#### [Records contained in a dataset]
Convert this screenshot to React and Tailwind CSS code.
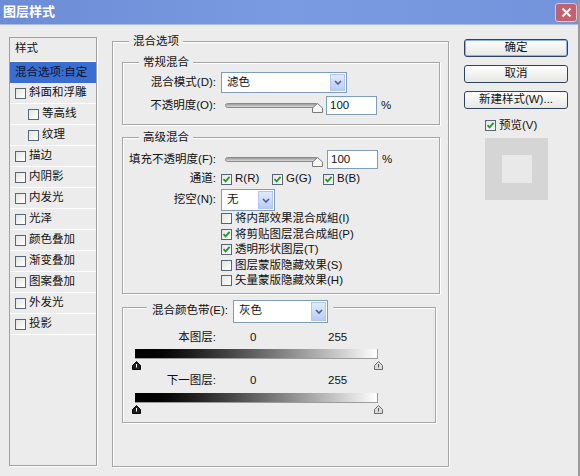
import React from 'react';

const Check = ({ on }) => (
  <span className="inline-flex w-[11px] h-[11px] shrink-0 items-center justify-center border border-[#55657a] bg-linear-to-br from-[#e4e4e0] to-white">
    {on && (
      <svg width="9" height="9" viewBox="0 0 9 9">
        <path d="M1.5 4.2 L3.6 6.4 L7.6 1.8" stroke="#1f9a25" strokeWidth="1.8" fill="none" />
      </svg>
    )}
  </span>
);

const Chevron = () => (
  <svg width="8" height="5" viewBox="0 0 8 5">
    <path d="M1 1 L4 4 L7 1" stroke="#4a5f86" strokeWidth="1.6" fill="none" />
  </svg>
);

const Select = ({ value, className }) => (
  <div className={`flex items-stretch bg-white border border-[#7f9db9] ${className}`}>
    <span className="flex-1 pl-[5px] flex items-center">{value}</span>
    <span className="w-[15px] m-px flex items-center justify-center border border-[#b2c6ee] bg-linear-to-b from-[#e2ebfd] to-[#b7ccf5]">
      <Chevron />
    </span>
  </div>
);

const Slider = () => (
  <div className="relative w-[96px] h-[19px]">
    <div className="absolute left-0 top-[7px] w-[94px] h-[5px] rounded-full border border-[#8a8a8a] bg-linear-to-b from-[#9c9c9c] to-[#dadada]" />
    <svg className="absolute left-[87px] top-[7px]" width="11" height="10" viewBox="0 0 11 10">
      <path d="M5.5 0.5 L10.5 5 L10.5 9.5 L0.5 9.5 L0.5 5 Z" fill="#f6f6f6" stroke="#7a7a7a" />
    </svg>
  </div>
);

const NumBox = () => (
  <div className="w-[51px] h-[19px] bg-white border border-[#7f9db9] pl-[3px] flex items-center">100</div>
);

const Thumb = ({ dark }) => (
  <svg width="9" height="9" viewBox="0 0 9 9">
    <path
      d="M4.5 0.5 L8.5 4.5 L8.5 8.5 L0.5 8.5 L0.5 4.5 Z"
      fill={dark ? '#1e1e1e' : '#dcdcdc'}
      stroke={dark ? '#000' : '#6c6c6c'}
    />
    <path d="M4.5 3 L4.5 6.5" stroke={dark ? '#fff' : '#555'} strokeWidth="1" />
  </svg>
);

const GroupBox = ({ title, className, children }) => (
  <div className={`border border-[#a6a6a6] shadow-[inset_1px_1px_0_#fff,1px_1px_0_#fff] ${className}`}>
    <div className="-mt-[9px] flex">
      <span className="ml-[16px] px-[4px] bg-[#ececec] leading-[16px]">{title}</span>
    </div>
    {children}
  </div>
);

const styleItems = [
  { label: '斜面和浮雕' },
  { label: '等高线', indent: true },
  { label: '纹理', indent: true },
  { label: '描边' },
  { label: '内阴影' },
  { label: '内发光' },
  { label: '光泽' },
  { label: '颜色叠加' },
  { label: '渐变叠加' },
  { label: '图案叠加' },
  { label: '外发光' },
  { label: '投影' },
];

const advancedChecks = [
  { label: '将内部效果混合成組(I)', on: false },
  { label: '将剪贴图层混合成組(P)', on: true },
  { label: '透明形状图层(T)', on: true },
  { label: '图层蒙版隐藏效果(S)', on: false },
  { label: '矢量蒙版隐藏效果(H)', on: false },
];

const Button = ({ children, primary }) => (
  <div
    className={`h-[18px] w-[104px] rounded-[3px] border border-[#2d4366] flex items-center justify-center bg-linear-to-b from-white to-[#e6e6e2] ${
      primary ? 'shadow-[inset_0_0_0_1px_#8fb0ea]' : ''
    }`}
  >
    {children}
  </div>
);

export default function App() {
  return (
    <div className="w-[580px] h-[476px] bg-[#ececec] text-[11.5px] text-[#111] font-['Liberation_Sans','Noto_Sans_CJK_SC',sans-serif] border-r-2 border-[#9a9a9a] overflow-hidden">
      {/* title bar */}
      <div className="h-[25px] flex items-center justify-between bg-linear-to-r from-[#6c8cd6] via-[#7a9ae1] to-[#7393dc] border-b border-[#a9bde9]">
        <span className="ml-[3px] text-white font-bold text-[13px]">图层样式</span>
        <span className="mr-[1px] w-[22px] h-[19px] rounded-[3px] border border-[#e6c0c4] bg-[#c1636f] flex items-center justify-center">
          <svg width="11" height="11" viewBox="0 0 11 11">
            <path d="M1.5 1.5 L9.5 9.5 M9.5 1.5 L1.5 9.5" stroke="#fff" strokeWidth="2" />
          </svg>
        </span>
      </div>

      <div className="flex">
        {/* left list */}
        <div className="ml-[9px] mt-[12px] w-[88px] h-[429px] border border-[#a0a0a0] shadow-[1px_1px_0_#fff]">
          <div className="h-[24px] pl-[5px] pt-[2px] border-b border-white">样式</div>
          <div className="h-[21px] pl-[5px] flex items-center bg-[#3a6dd0] text-[#0b1230]">混合选项:自定</div>
          {styleItems.map((item) => (
            <div
              key={item.label}
              className={`h-[21px] flex items-center gap-[3px] border-b border-white ${item.indent ? 'pl-[18px]' : 'pl-[5px]'}`}
            >
              <Check />
              <span>{item.label}</span>
            </div>
          ))}
        </div>

        {/* main group */}
        <GroupBox title="混合选项" className="ml-[15px] mt-[16px] w-[337px] h-[426px]">
          <div className="pl-[9px]">
            <GroupBox title="常规混合" className="mt-[13px] w-[318px] pb-[9px]">
              <div className="mt-[2px] flex items-center h-[21px]">
                <span className="w-[93px] text-right">混合模式(D):</span>
                <Select value="滤色" className="ml-[5px] w-[126px] h-[21px]" />
              </div>
              <div className="mt-[3px] flex items-center h-[19px]">
                <span className="w-[93px] text-right">不透明度(O):</span>
                <div className="ml-[9px]">
                  <Slider />
                </div>
                <div className="ml-[5px]">
                  <NumBox />
                </div>
                <span className="ml-[4px]">%</span>
              </div>
            </GroupBox>

            <GroupBox title="高级混合" className="mt-[12px] w-[318px] pb-[4px]">
              <div className="mt-[5px] flex items-center h-[19px]">
                <span className="w-[93px] text-right">填充不透明度(F):</span>
                <div className="ml-[9px]">
                  <Slider />
                </div>
                <div className="ml-[6px]">
                  <NumBox />
                </div>
                <span className="ml-[4px]">%</span>
              </div>
              <div className="flex items-center h-[20px]">
                <span className="w-[93px] text-right">通道:</span>
                <div className="ml-[5px] flex">
                  {['R(R)', 'G(G)', 'B(B)'].map((c) => (
                    <span key={c} className="w-[51px] flex items-center gap-[3px]">
                      <Check on />
                      {c}
                    </span>
                  ))}
                </div>
              </div>
              <div className="flex items-center h-[22px]">
                <span className="w-[93px] text-right">挖空(N):</span>
                <Select value="无" className="ml-[5px] w-[54px] h-[22px]" />
              </div>
              <div className="ml-[98px]">
                {advancedChecks.map((c) => (
                  <div key={c.label} className="h-[15.5px] flex items-center gap-[3px]">
                    <Check on={c.on} />
                    <span>{c.label}</span>
                  </div>
                ))}
              </div>
            </GroupBox>

            {/* blend if */}
            <div className="mt-[13px] w-[314px] pb-[8px] border border-[#a6a6a6] shadow-[inset_1px_1px_0_#fff,1px_1px_0_#fff]">
              <div className="-mt-[8px] flex">
                <div className="ml-[24px] px-[5px] bg-[#ececec] flex items-center h-[23px]">
                  <span>混合颜色带(E):</span>
                  <Select value="灰色" className="ml-[5px] w-[95px] h-[23px]" />
                </div>
              </div>
              <div className="mt-[7px] h-[16px] flex items-center">
                <span className="w-[93px] text-right">本图层:</span>
                <span className="ml-[34px] w-[78px]">0</span>
                <span>255</span>
              </div>
              <div className="mt-[3px] ml-[12px] w-[243px] h-[10px] border-r border-b border-[#9c9c9c] bg-linear-to-r from-black to-white" />
              <div className="mt-[2px] ml-[9px] h-[9px] flex">
                <Thumb dark />
                <span className="ml-[233px]">
                  <Thumb />
                </span>
              </div>
              <div className="mt-[3px] h-[16px] flex items-center">
                <span className="w-[93px] text-right">下一图层:</span>
                <span className="ml-[34px] w-[78px]">0</span>
                <span>255</span>
              </div>
              <div className="mt-[4px] ml-[12px] w-[243px] h-[10px] border-r border-b border-[#9c9c9c] bg-linear-to-r from-black to-white" />
              <div className="mt-[2px] ml-[9px] h-[9px] flex">
                <Thumb dark />
                <span className="ml-[233px]">
                  <Thumb />
                </span>
              </div>
            </div>
          </div>
        </GroupBox>

        {/* right column */}
        <div className="ml-[15px] mt-[14px] w-[104px]">
          <Button primary>确定</Button>
          <div className="mt-[8px]">
            <Button>取消</Button>
          </div>
          <div className="mt-[8px]">
            <Button>新建样式(W)...</Button>
          </div>
          <div className="mt-[10px] ml-[21px] h-[13px] flex items-center gap-[3px]">
            <Check on />
            <span>预览(V)</span>
          </div>
          <div className="mt-[6px] ml-[21px] w-[63px] h-[62px] bg-[#d5d5d5] flex items-center justify-center">
            <div className="w-[30px] h-[28px] bg-[#e9e9e9]" />
          </div>
        </div>
      </div>
    </div>
  );
}
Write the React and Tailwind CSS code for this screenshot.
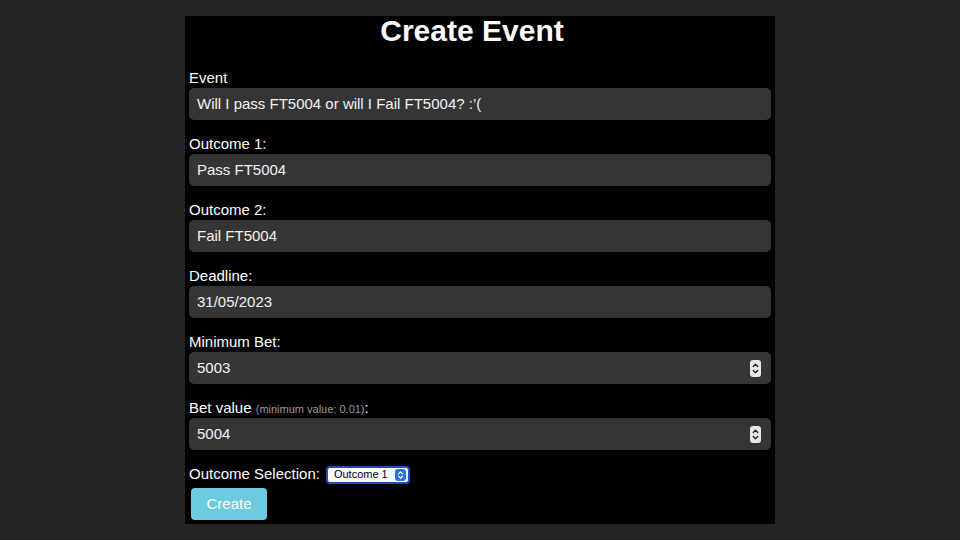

#### [Aim]
Supply the count of lines in the entries that contain the word "React", and nothing besides.

#### [Solution for this exercise]
3